Henry and Victor get this episode’s saddest segment. After Victor revealed to his father last week that the Man In Yellow ate Miranda, Henry started to lose his mind. It was bound to happen at some point, but it’s still kind of frustrating to see him collapse like this. Victor has been here alone for close to 40 years, and Henry has been so supportive and kind and compassionate up to this point. “It’s my turn to take care of you,” he’s said, in so many words, and they even became roommates. All very lovely stuff.
But now, Henry is off the rails. He gets drunk and starts getting in everyone’s faces at Colony House, asking for cards, trying to find something fun to do. That’s an understandable impulse, but his behavior is embarrassing and Victor keeps trying to get him to stop. Henry finds the keyboard and starts singing “Leaving On A Jet Plane” and asking Victor over and over if he remembers them playing this. Eventually, Kenny has to intervene and Henry gets downright hostile. He starts shouting at Victor to show them the picture of the Man In Yellow, show them “what he did to my wife” (which, frankly, could be misinterpreted by people as what Victor did to his wife). Victor just looks overwhelmed and sad.

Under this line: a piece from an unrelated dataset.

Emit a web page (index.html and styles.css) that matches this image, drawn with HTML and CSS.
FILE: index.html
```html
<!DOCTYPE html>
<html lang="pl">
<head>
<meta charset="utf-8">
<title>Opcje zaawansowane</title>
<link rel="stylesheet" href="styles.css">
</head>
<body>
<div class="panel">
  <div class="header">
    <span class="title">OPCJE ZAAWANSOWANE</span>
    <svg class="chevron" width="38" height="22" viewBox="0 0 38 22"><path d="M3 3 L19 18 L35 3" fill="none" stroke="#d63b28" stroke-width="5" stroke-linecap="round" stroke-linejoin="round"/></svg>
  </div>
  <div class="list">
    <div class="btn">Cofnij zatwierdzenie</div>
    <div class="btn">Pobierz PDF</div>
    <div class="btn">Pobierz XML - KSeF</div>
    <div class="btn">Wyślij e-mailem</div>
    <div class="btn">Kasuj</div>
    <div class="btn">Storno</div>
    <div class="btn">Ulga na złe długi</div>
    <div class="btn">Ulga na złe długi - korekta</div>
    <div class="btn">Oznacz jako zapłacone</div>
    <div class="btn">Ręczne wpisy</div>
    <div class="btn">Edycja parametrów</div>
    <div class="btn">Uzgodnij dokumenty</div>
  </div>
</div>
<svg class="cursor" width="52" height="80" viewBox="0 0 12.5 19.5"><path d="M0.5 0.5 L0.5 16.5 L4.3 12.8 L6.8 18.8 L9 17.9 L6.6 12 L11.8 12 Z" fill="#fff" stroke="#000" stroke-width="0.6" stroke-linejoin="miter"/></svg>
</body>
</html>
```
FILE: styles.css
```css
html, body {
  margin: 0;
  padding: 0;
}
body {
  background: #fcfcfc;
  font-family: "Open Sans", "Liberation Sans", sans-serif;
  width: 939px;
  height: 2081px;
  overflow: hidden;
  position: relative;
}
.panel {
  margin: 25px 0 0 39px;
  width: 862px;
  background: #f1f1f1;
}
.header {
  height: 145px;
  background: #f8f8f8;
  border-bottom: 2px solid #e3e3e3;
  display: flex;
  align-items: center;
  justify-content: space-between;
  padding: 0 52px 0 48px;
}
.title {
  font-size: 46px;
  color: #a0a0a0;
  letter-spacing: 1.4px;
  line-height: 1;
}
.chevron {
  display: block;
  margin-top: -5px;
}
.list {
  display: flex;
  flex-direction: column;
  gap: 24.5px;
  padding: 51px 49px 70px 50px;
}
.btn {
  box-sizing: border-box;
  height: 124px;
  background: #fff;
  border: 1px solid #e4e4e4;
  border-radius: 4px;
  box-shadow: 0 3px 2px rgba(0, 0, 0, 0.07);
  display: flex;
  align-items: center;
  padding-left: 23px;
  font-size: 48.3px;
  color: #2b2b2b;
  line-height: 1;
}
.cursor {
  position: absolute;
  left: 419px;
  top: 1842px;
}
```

I’m trying to have empathy for Henry at this point, but when you do something to hurt Victor you set off my own paternal instincts. It’s even worse because this is Victor’s dad, the person who is supposed to be setting aside these selfish feelings. He wasn’t stuck in hell for 40 years. Sure, it must have been pretty awful to lose your family like that, but he wasn’t actually stuck in a place with monsters. He didn’t have to see the Man In Yellow eat his wife the way Victor watched his mother die. I have a bad feeling about this.
Time Is A Flat Circle
All of this reinforces our understanding of Fromsville and its residents as part of an endless cycle that plays out in stages. The monsters are “the tip of the spear” as Martin told Boyd long ago. The other stuff, from the ballerina to the locusts to the music box and the dreams to the geisha and now the lake monsters, that’s the second phase. But soon, very soon, comes the “tearing each other apart” phase, and that’s when this cycle either ends, if Jade and Tabitha and Boyd and Ethan can figure out how to stop it, to save the children and defeat the Man In Yellow, or begins again after the townsfolk kill one another. How Julie story-walking plays into this remains a mystery, but we know she doesn’t stop because we see her show up when Jim is killed by the Man In Yellow.
I also think that maybe Jade is missing a clue from his visions: Everyone he meets, from his own 12-year-old self to his past selves, is playing the violin. Surely this means something beyond the Season 3 finale when that song brought the children out and restored some (though far from all) of his and Tabitha’s memories of past lives.